## RAW DATA
....
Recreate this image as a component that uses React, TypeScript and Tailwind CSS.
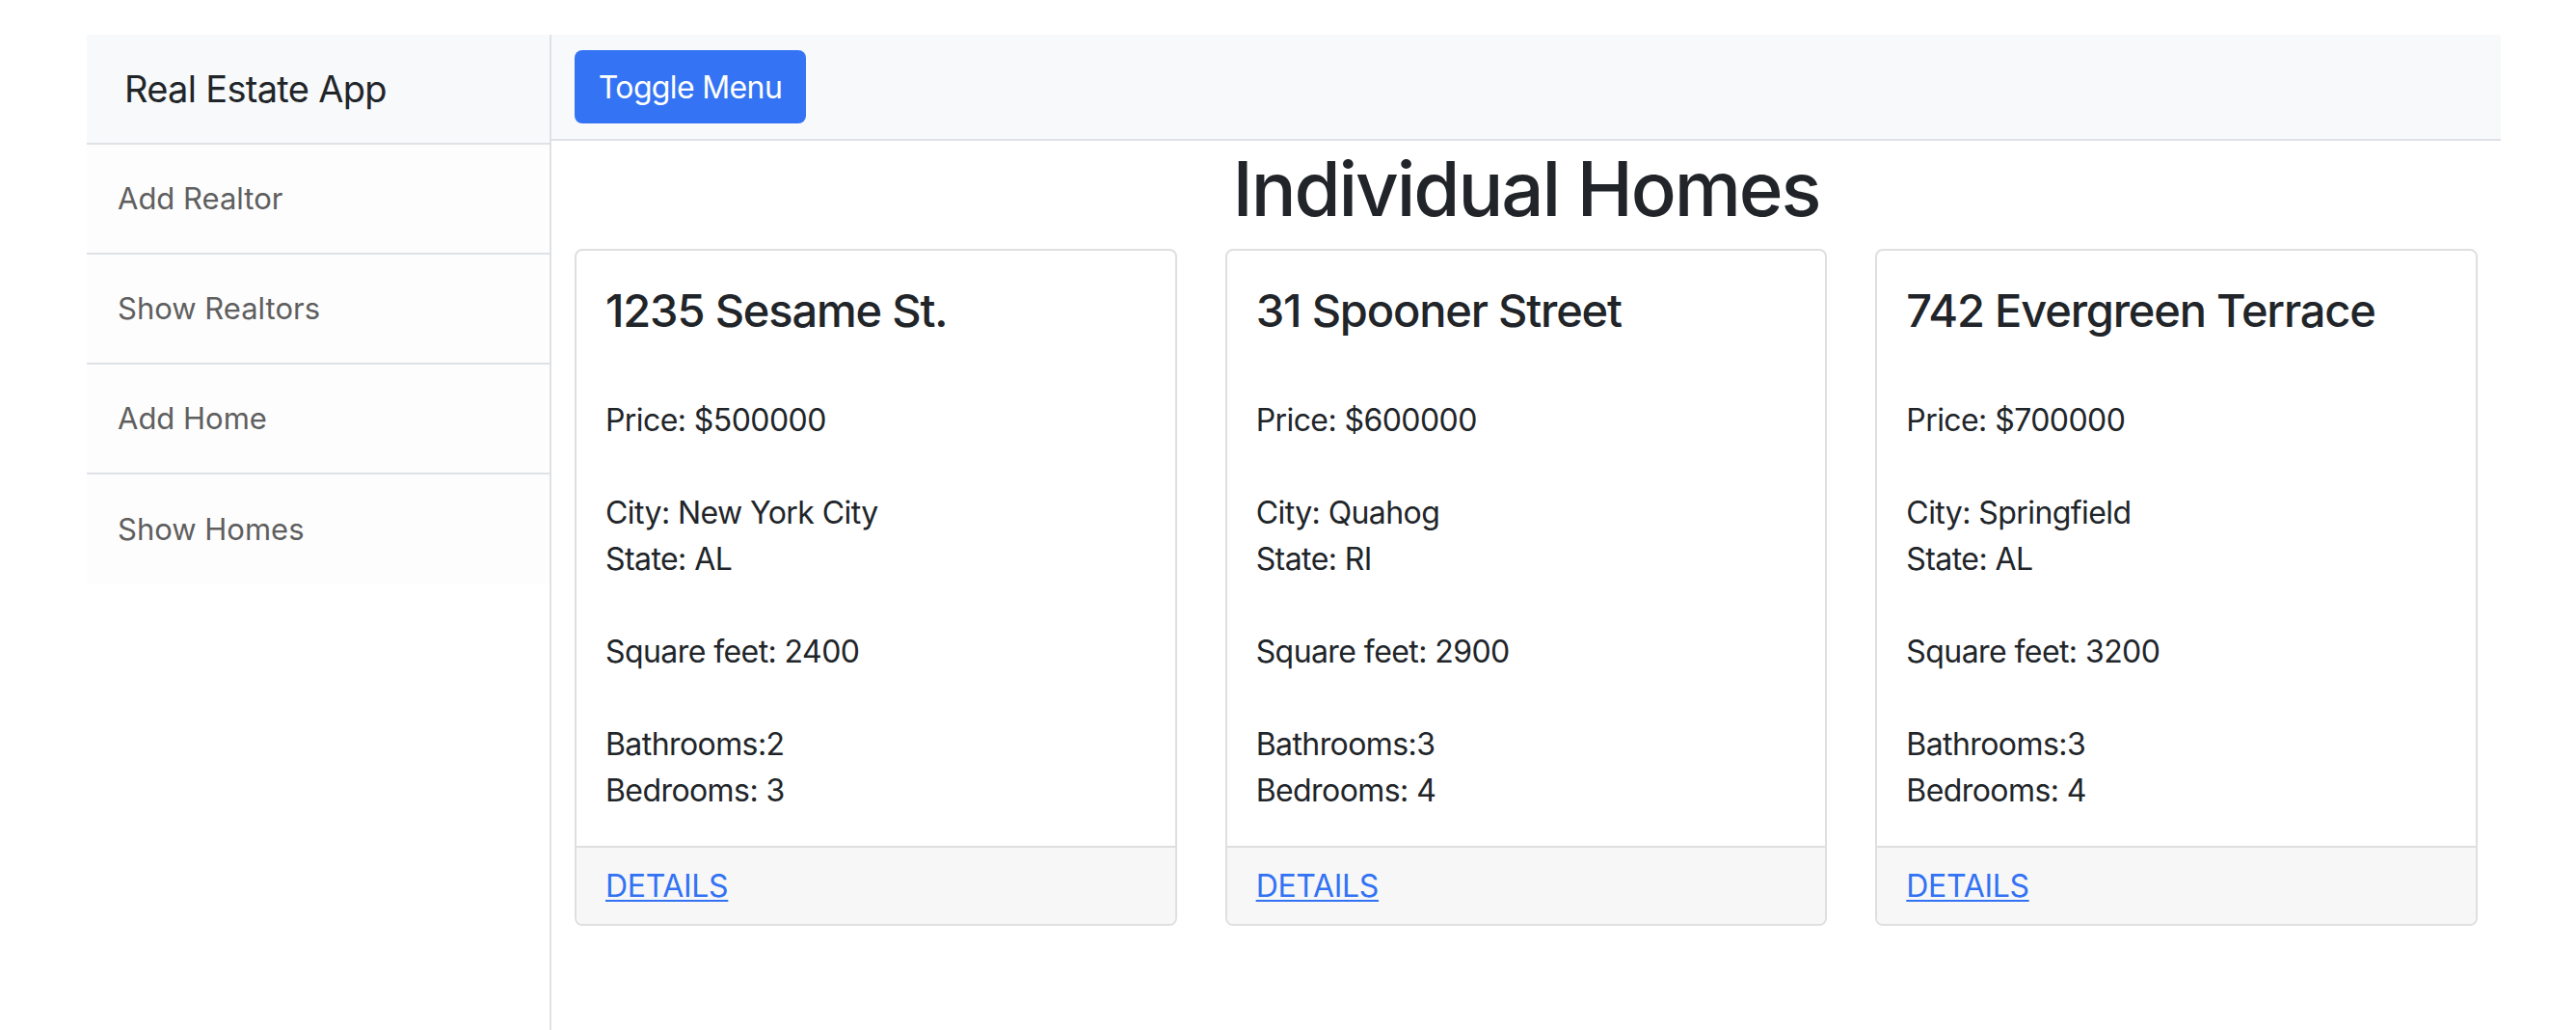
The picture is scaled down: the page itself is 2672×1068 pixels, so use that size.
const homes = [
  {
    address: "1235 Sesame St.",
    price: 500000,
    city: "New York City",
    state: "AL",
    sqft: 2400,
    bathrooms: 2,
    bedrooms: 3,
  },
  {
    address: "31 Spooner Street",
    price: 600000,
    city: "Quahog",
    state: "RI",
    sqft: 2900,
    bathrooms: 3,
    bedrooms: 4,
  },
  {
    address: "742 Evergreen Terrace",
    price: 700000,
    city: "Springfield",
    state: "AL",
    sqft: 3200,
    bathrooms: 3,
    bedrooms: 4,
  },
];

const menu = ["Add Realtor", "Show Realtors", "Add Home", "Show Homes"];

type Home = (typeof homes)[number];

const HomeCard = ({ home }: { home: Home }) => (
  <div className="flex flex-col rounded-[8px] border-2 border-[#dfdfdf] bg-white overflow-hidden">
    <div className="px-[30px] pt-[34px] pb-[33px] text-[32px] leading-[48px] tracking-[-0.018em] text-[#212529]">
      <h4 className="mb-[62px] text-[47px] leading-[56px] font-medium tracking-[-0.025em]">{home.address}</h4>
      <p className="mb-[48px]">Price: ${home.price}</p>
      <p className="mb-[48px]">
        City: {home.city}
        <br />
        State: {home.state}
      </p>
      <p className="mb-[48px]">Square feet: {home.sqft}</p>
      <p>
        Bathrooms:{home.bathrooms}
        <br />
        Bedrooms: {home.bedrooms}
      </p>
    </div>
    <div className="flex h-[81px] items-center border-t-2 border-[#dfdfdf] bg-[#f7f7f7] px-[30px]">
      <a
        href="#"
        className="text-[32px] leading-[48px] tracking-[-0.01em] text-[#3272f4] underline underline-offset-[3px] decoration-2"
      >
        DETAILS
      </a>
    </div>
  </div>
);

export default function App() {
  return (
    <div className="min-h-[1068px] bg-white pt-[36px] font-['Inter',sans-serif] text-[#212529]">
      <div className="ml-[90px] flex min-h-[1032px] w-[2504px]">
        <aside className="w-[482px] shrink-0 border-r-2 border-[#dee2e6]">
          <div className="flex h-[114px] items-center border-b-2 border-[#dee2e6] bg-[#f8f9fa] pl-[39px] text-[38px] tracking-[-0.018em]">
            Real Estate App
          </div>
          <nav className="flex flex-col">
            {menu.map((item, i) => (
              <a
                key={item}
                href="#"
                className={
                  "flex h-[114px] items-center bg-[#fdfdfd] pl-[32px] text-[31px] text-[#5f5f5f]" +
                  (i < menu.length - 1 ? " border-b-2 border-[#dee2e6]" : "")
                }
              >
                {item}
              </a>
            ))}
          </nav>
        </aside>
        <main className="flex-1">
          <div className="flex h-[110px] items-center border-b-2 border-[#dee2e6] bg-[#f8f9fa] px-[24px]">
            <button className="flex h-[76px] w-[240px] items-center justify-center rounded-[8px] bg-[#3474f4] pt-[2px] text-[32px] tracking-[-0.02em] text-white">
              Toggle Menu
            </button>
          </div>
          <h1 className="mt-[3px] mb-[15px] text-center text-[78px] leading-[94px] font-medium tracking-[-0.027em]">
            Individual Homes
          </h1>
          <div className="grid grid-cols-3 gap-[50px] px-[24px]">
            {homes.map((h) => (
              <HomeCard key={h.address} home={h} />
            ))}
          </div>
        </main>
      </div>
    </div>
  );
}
....
## YOUR GOAL
State only how many lines in the material include "that".

## COMPLETE RESPONSE
2